In this notebook, we will learn some basic python functions which are helpful to gain a first overview whenever you face an unknown data set.

You will work with a data set that consists of climbing data of [Mount Rainier](https://goo.gl/maps/WyAMb5BRBrgRECNB9). Mount Rainier is a 4,392 meters high stratovolcano in Washington, USA, and is considered difficult to summit. You must download the data set from Blackboard.

We start with importing the required packages: numpy, pandas, and matplotlib.

In [None]:
import numpy
import pandas as pd
import matplotlib.pyplot as plt

<a name="section-1"></a>
## Section 1: Data Loading

Now we load the data set into a pandas data frame, which is standard the representation of a matrix with row and column names in python.

_When using Google Colab, you first need to upload the data set to your notebook. This can be done by `files.upload()` from Google Colab's own python package `google.colab`._

In [None]:
# only use when running this notebook in Google Colab, ignore this cell when running this notebook on your own machine
from google.colab import files

climbing_data = files.upload()

In [None]:
# load data as pandas data frames
climbing = pd.read_csv('climbing_statistics.csv', parse_dates=['Date'])

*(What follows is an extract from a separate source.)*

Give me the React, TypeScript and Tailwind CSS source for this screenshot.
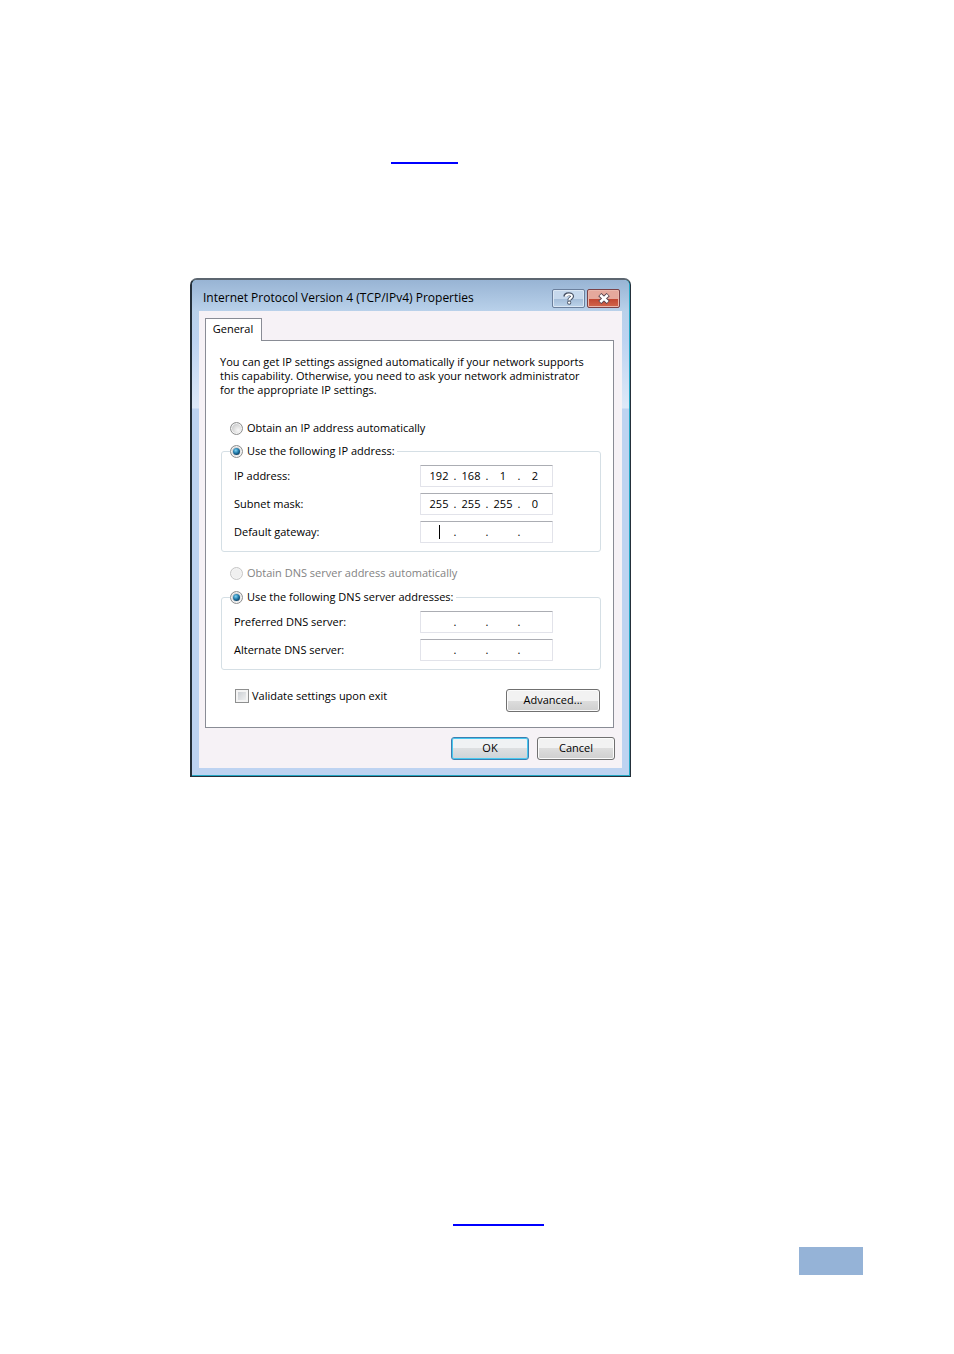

It is important to inform the [**read_csv**](https://pandas.pydata.org/pandas-docs/version/0.20.1/generated/pandas.read_csv.html) function about the columns corresponding to dates through `parse_dates` argument, to avoid loading the date as a string instead of datetime object. This is necessary to enable sorting rows by date columns and other operations related to date and time.

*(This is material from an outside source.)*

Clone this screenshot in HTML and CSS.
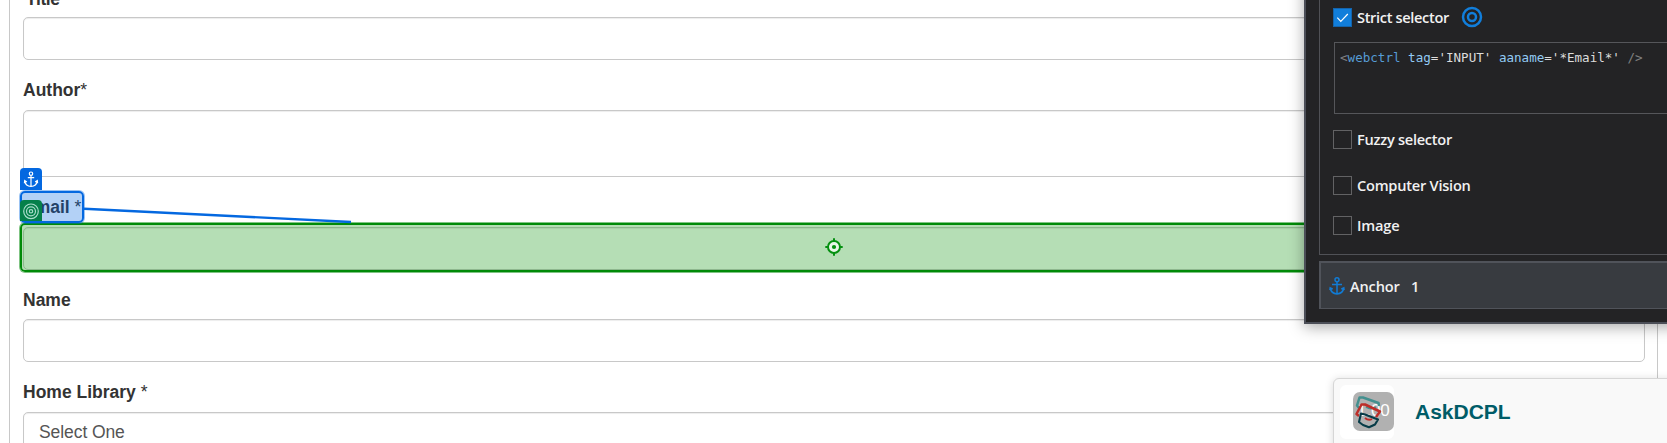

The first step should always be to see the first few rows of your data set. This can easily be done with `.head()` when the object preceding it is a pandas data frame. 

In the parentheses of `.head()`, you can specify how many rows you would like to see (default is 5), and the function `.tail()` lets you see the last few rows.

We print here the first 10 rows.

In [None]:
climbing.head(10)

<a name="section-2"></a>

## Data Cleaning

In the rows with indices **5** and **6** has gone something wrong. The **Date** and **Route** taken to the summit are exactly the same, so why has this not been summarised in one single row? Such things are very common in real data sets and are part of **data cleaning**. 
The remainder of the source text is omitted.